__Exercise instructions__
Among the entries, which lines carry the string "screenshot"? Copy each of them.

__Provided records__
[start]

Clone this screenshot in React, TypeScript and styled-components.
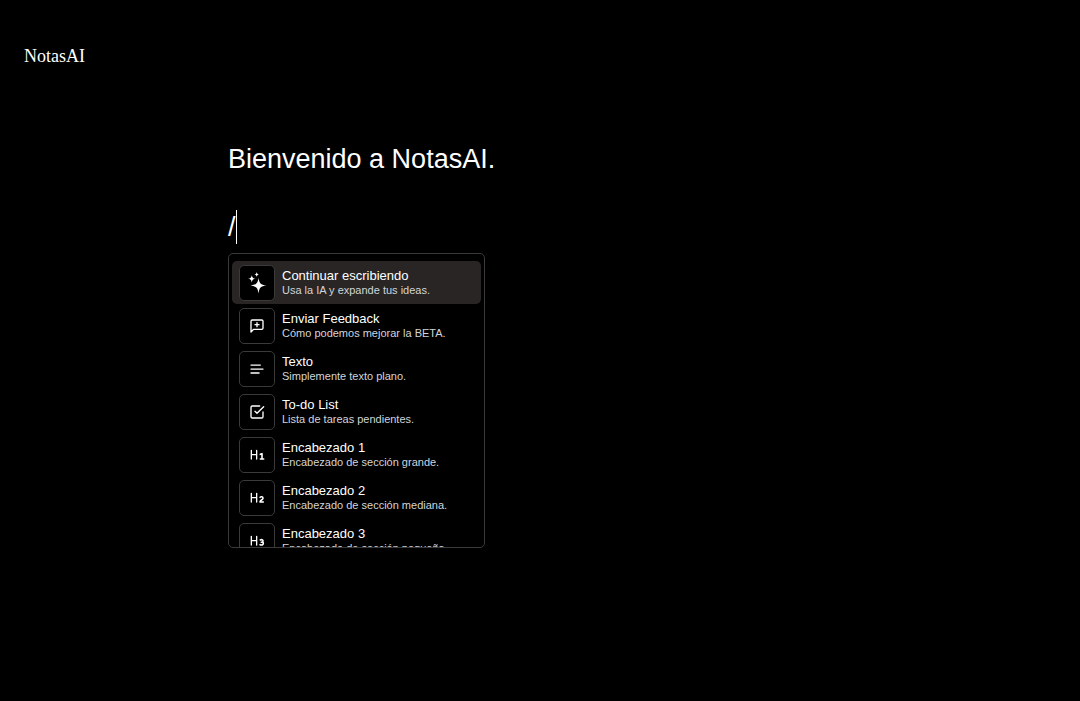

[end]
[start]

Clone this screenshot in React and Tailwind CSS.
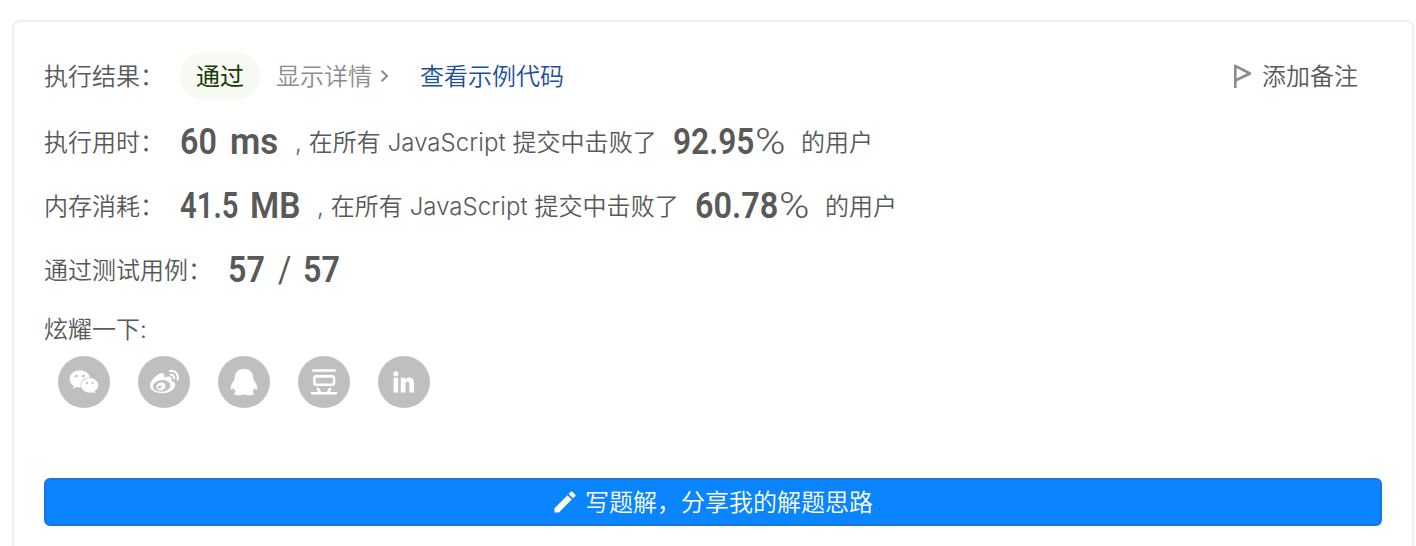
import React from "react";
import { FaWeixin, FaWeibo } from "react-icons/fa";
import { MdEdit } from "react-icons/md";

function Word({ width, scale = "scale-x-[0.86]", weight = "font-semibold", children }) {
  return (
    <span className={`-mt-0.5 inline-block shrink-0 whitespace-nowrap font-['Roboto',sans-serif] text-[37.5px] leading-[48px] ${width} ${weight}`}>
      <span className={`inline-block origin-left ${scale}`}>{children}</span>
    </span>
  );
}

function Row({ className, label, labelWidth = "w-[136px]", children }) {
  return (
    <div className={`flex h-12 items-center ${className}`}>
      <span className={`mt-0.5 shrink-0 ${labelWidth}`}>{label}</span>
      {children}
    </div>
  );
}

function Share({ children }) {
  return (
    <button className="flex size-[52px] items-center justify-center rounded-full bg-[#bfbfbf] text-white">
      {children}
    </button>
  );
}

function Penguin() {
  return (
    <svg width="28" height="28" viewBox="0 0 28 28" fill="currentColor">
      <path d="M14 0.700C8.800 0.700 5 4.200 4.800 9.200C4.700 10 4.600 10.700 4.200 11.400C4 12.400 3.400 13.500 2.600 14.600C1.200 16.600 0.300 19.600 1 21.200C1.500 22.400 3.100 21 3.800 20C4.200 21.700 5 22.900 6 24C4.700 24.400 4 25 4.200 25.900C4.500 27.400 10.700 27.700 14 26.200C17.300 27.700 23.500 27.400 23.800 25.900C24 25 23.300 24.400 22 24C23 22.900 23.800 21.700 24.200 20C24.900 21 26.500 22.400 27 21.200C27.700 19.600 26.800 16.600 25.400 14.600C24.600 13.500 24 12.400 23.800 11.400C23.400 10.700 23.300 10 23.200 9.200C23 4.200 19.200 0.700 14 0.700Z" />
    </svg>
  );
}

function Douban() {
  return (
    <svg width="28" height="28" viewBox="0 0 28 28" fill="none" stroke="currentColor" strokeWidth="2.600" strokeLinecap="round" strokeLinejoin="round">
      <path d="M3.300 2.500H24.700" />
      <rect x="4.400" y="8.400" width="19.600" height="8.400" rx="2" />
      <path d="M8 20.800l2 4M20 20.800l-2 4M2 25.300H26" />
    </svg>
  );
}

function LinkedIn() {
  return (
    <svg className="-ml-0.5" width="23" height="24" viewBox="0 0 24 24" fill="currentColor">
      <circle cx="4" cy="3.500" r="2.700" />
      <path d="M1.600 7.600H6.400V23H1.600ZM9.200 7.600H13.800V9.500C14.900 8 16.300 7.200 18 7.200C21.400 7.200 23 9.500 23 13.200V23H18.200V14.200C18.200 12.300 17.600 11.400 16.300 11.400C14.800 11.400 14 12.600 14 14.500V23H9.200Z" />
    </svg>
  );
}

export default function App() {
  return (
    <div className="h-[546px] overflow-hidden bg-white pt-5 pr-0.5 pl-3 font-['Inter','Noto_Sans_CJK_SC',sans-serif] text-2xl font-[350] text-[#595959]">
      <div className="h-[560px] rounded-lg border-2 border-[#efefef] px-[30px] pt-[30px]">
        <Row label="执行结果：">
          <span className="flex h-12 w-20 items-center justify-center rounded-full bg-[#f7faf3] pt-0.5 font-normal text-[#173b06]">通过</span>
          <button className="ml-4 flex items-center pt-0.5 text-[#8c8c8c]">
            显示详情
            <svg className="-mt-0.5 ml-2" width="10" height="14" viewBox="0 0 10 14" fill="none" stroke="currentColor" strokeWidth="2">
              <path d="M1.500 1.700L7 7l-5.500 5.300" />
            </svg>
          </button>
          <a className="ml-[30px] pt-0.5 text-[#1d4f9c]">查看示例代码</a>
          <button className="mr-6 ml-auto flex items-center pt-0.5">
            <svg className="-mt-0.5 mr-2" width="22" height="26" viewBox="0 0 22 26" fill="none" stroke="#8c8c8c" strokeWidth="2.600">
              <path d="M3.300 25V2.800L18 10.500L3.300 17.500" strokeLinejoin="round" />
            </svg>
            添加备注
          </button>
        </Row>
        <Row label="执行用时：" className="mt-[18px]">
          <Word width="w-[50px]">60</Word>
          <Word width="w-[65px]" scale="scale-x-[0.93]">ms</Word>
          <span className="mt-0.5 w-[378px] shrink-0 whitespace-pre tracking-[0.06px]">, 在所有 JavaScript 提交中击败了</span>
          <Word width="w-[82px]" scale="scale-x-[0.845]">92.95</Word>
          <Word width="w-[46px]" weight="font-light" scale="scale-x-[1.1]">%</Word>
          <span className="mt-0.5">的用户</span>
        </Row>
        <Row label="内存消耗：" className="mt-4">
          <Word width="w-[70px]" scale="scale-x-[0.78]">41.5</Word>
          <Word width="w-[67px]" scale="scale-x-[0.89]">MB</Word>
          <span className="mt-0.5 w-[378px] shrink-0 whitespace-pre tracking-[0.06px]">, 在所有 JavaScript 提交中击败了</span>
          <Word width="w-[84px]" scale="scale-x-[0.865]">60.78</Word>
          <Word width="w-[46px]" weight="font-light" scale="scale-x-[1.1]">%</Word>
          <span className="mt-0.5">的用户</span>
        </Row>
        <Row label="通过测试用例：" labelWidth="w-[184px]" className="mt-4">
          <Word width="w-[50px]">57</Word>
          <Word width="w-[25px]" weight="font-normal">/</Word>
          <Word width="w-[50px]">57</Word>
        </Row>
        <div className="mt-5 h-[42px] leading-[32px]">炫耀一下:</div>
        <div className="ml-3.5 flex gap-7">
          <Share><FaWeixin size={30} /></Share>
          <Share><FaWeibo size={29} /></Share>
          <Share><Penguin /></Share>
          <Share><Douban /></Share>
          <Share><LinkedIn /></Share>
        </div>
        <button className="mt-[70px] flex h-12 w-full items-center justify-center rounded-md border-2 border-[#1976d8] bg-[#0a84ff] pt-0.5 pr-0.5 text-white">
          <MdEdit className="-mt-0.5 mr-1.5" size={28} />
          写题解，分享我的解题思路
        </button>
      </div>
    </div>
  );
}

[end]

__Exercise response__
Clone this screenshot in React, TypeScript and styled-components.
Clone this screenshot in React and Tailwind CSS.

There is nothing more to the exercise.